Managing experience is also different from quality management. "Quality programs are about the elimination of negatives," says Carbone. "They don't build the things that make the experience of dealing with you so different that your customers won't buy from anyone else."
Getting The Edge
To improve your customers' experience, start by learning all you can about their current feelings toward your business. Some companies videotape clients interacting with sales or service personnel; others set up test facilities to see how customers react to different circumstances.
Analyze tapes or notes to find clues to what customers like and dislike about your business. First, identify negative experiences and eliminate them. For example, Carbone says, when a nursing home discovered visitors disliked the disinfectant odor in its lobby, it switched to an odorless cleaner, thus removing the negative stimulus.
But don't draw the line at simply listening to consumers, Carbone advises. They often don't know or can't express exactly what they want. Nor should you focus on benchmarking competitors. By definition, a copycat isn't creating a unique experience.
Breaking The Mold
Focusing on experience can work for many types of businesses, from manufacturers to service firms. Even old-line industrial companies that deal only with other businesses can work to get retailers of their products to provide appropriate customer experiences, says Schmitt. Only pure commodity sellers and companies in highly regulated environments, such as government contractors, are unlikely to gain from improving customer experiences.
There are risks in relying on experience, however. When experience becomes entertainment, consumers expect it to be continually updated, notes B. Joseph Pine II, co-founder of Strategic Horizons LLP, an Aurora, Ohio, thinking studio that helps businesses design new ways of adding value to their economic offerings.
"You can also choose themes that are inappropriate," warns Pine, who also co-authored The Experience Economy (Harvard Business School Press). For instance, a company whose customers value speedy and attentive service would err if it designed a laid-back experience. "But the easier way to go wrong with experience is to fail to refresh it. All experiences need to be refreshed, because the second time you experience it, it's not going to be as good."
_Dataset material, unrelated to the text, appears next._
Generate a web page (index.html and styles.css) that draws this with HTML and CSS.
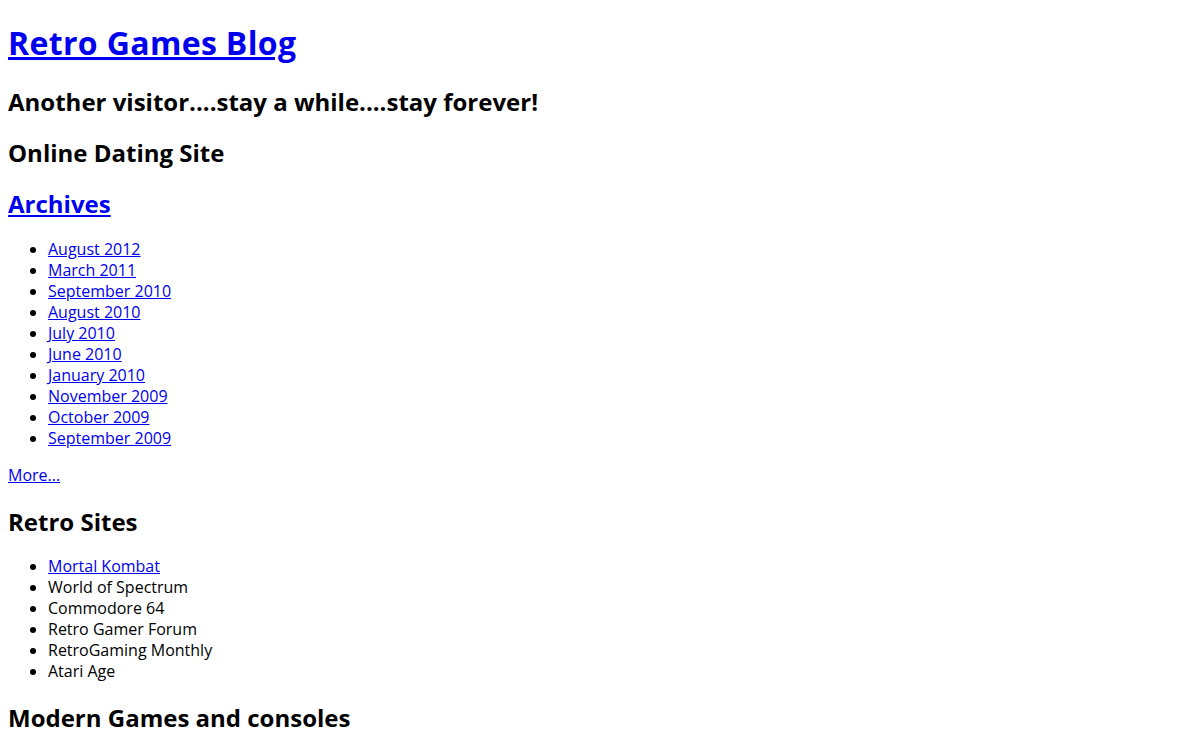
FILE: index.html
```html
<!DOCTYPE html>
<html lang="en">
<head>
<meta charset="utf-8">
<title>Retro Games Blog</title>
<link rel="stylesheet" href="styles.css">
</head>
<body class="page">
<header class="masthead">
  <h1 class="site-title"><a href="#">Retro Games Blog</a></h1>
  <h2 class="tagline">Another visitor....stay a while....stay forever!</h2>
</header>
<aside class="sidebar">
  <section class="widget">
    <h2 class="widget-title">Online Dating Site</h2>
  </section>
  <section class="widget">
    <h2 class="widget-title"><a href="#">Archives</a></h2>
    <ul class="widget-list">
      <li><a href="#">August 2012</a></li>
      <li><a href="#">March 2011</a></li>
      <li><a href="#">September 2010</a></li>
      <li><a href="#">August 2010</a></li>
      <li><a href="#">July 2010</a></li>
      <li><a href="#">June 2010</a></li>
      <li><a href="#">January 2010</a></li>
      <li><a href="#">November 2009</a></li>
      <li><a href="#">October 2009</a></li>
      <li><a href="#">September 2009</a></li>
    </ul>
    <p class="more"><a href="#">More...</a></p>
  </section>
  <section class="widget">
    <h2 class="widget-title">Retro Sites</h2>
    <ul class="widget-list">
      <li><a href="#">Mortal Kombat</a></li>
      <li>World of Spectrum</li>
      <li>Commodore 64</li>
      <li>Retro Gamer Forum</li>
      <li>RetroGaming Monthly</li>
      <li>Atari Age</li>
    </ul>
  </section>
  <section class="widget">
    <h2 class="widget-title">Modern Games and consoles</h2>
  </section>
</aside>
</body>
</html>
```
FILE: styles.css
```css
.page {
  margin: 0 8px 8px;
  font-family: "Open Sans", "Liberation Sans", sans-serif;
  font-size: 16px;
  line-height: 21px;
  color: #000;
  background: #fff;
}
a {
  color: #0000ee;
}
.site-title {
  font-size: 32px;
  line-height: 43px;
  margin: 21.44px 0;
  font-weight: bold;
  letter-spacing: 0.35px;
}
.tagline,
.widget-title {
  font-size: 24px;
  line-height: 31px;
  margin: 19.92px 0;
  font-weight: bold;
}
.widget-list {
  margin: 16px 0;
  padding-left: 40px;
}
.more {
  margin: 16px 0;
}
```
The process of analyzing, improving and refreshing a customer experience need not be expensive. Entrepreneurs can even continue to use the same ad agencies and packaging designers, or their in-house equivalents, says Schmitt.
The marketers will have to work with a different goal in mind, however. "You can't focus on the features and benefits with a unique selling proposition anymore like [you could with] traditional advertising," Schmitt says. "Now it's about how you create an experience."
Wave Of The Future
Stressing the customer experience rather than features and benefits of a product or service may sound odd, but it's just an extension of recent trends focusing on quality and customer service, says Schmitt. It's natural to wonder whether this trend will take on a life of its own like quality and service did, and if experience will eventually be seen as more important than the product or service itself.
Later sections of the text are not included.